Differences between Joint Tenants and Tenants in Common
Rights and Responsibilities
In joint tenancy, all joint tenants have equal rights and responsibilities. They share an undivided interest in the property and have an equal right to possess and use the entire property. Each joint tenant is equally responsible for property taxes, maintenance costs, and mortgage payments. If one joint tenant fails to fulfill their financial obligations, the other joint tenants may be held liable.
In tenancy in common, co-owners have separate rights and responsibilities. Each tenant in common can possess and use their specific portion of the property individually. The responsibilities and financial obligations are divided based on the percentage of ownership. Each tenant in common is responsible for their own portion and is not liable for the debts or obligations of other tenants in common.
Transfer of Ownership
Joint tenancy and tenancy in common also differ in terms of the transfer of ownership.

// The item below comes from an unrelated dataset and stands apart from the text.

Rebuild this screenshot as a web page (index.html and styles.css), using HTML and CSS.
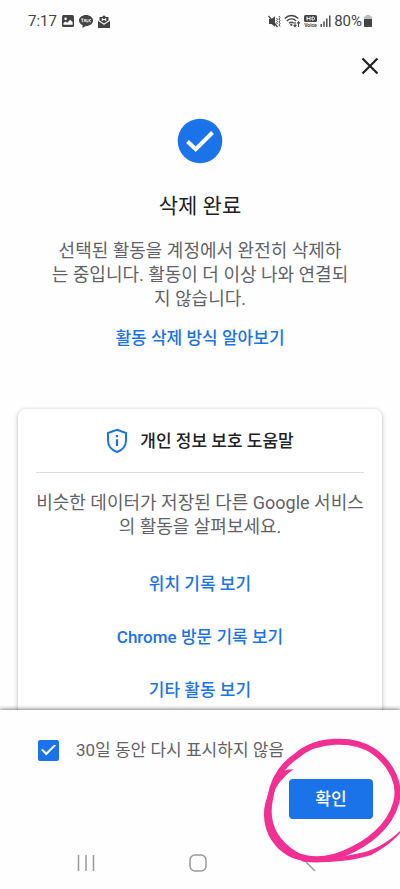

In joint tenancy, if one joint tenant wishes to sell or transfer their share, they must sever the joint tenancy. This can be done by converting it into a tenancy in common. Once the joint tenancy is severed, the co-owner can freely sell, transfer, or will their share to another person. However, the right of survivorship is lost in the process.
In tenancy in common, each co-owner has the freedom to transfer or sell their share without affecting the ownership structure. They can sell or will their share to another party, and the new owner becomes a tenant in common with the remaining co-owners. The ownership shares can change over time without severing the tenancy in common.
Survivorship
The concept of survivorship is a vital difference between joint tenancy and tenancy in common.
In joint tenancy, the right of survivorship ensures that when one joint tenant passes away, their share automatically transfers to the surviving joint tenants. This transfer occurs outside the probate process, avoiding potential delays and complications. The last surviving joint tenant becomes the sole owner of the property.
Tenancy in common does not involve the right of survivorship. If a tenant in common passes away, their share does not automatically transfer to the other co-owners. Instead, it passes on to their heirs or beneficiaries according to their will or the laws of intestacy. The deceased tenant in common’s share becomes part of their estate and may go through the probate process.
Decision-Making Process
In joint tenancy, decisions regarding the property must be made collectively by all joint tenants. Each joint tenant has an equal say in matters such as property management, repairs, and improvements. Unanimous agreement is often required for major decisions.
Tenancy in common allows for more individual decision-making. Each tenant in common has the right to make decisions regarding their own portion of the property. However, for decisions that affect the common areas or require joint contributions, agreement among all co-owners is necessary.
Termination of Joint Tenancy
- Mutual Agreement: All joint tenants can agree to terminate the joint tenancy and convert it into a tenancy in common. This typically requires the execution of a new deed or agreement.
- Sale: Joint tenancy can be terminated if the property is sold. Once the property is sold, the joint tenancy is dissolved, and the proceeds are distributed among the former joint tenants.
- Severance: A joint tenant can unilaterally sever the joint tenancy by transferring their interest to themselves, creating a tenancy in common with the other joint tenants. This can be done through a deed or other legal means, effectively ending the right of survivorship.
Termination of Tenancy in Common:
- Mutual Agreement: All tenants in common can agree to terminate the tenancy in common. This can involve the execution of a new agreement or the sale of the property.
- Partition: Any tenant in common can seek a partition, which is a legal action to force the division or sale of the property. The court can order a physical division if feasible or, if not, the sale of the property and distribution of proceeds among the co-owners.
- Transfer or Sale: A tenant in common can transfer or sell their share to another party. This does not terminate the tenancy in common but changes the ownership structure among the remaining co-owners.
Factors to Consider when Choosing Joint Tenancy or Tenancy in Common
When deciding between joint tenancy and tenancy in common, several factors should be considered:
- Relationship and Trust: Joint tenancy is often chosen by close relatives or spouses who trust each other. Tenancy in common may be more suitable for business partners or individuals who prefer separate ownership rights.
- Estate Planning: If avoiding probate and ensuring a smooth transfer of ownership is a priority, joint tenancy may be preferred. However, tenancy in common allows for more flexibility in estate planning and individual control over property shares.
- Financial Considerations: Joint tenancy provides shared financial responsibilities and can simplify expenses. Tenancy in common allows for different ownership percentages and may be beneficial when co-owners contribute unequally.
- Future Plans: It is essential to consider future scenarios such as potential disagreements, changes in relationships, or the need to sell or transfer ownership. Each form of ownership has different implications and limitations.
Conclusion
In conclusion, joint tenancy and tenancy in common are two distinct ways of co-owning property. Joint tenancy involves equal ownership, the right of survivorship, and collective decision-making. Tenancy in common allows for separate ownership shares, individual transferability, and more flexible decision-making. Understanding the differences between these arrangements is crucial when entering into property ownership agreements, ensuring informed choices that align with individual needs and circumstances.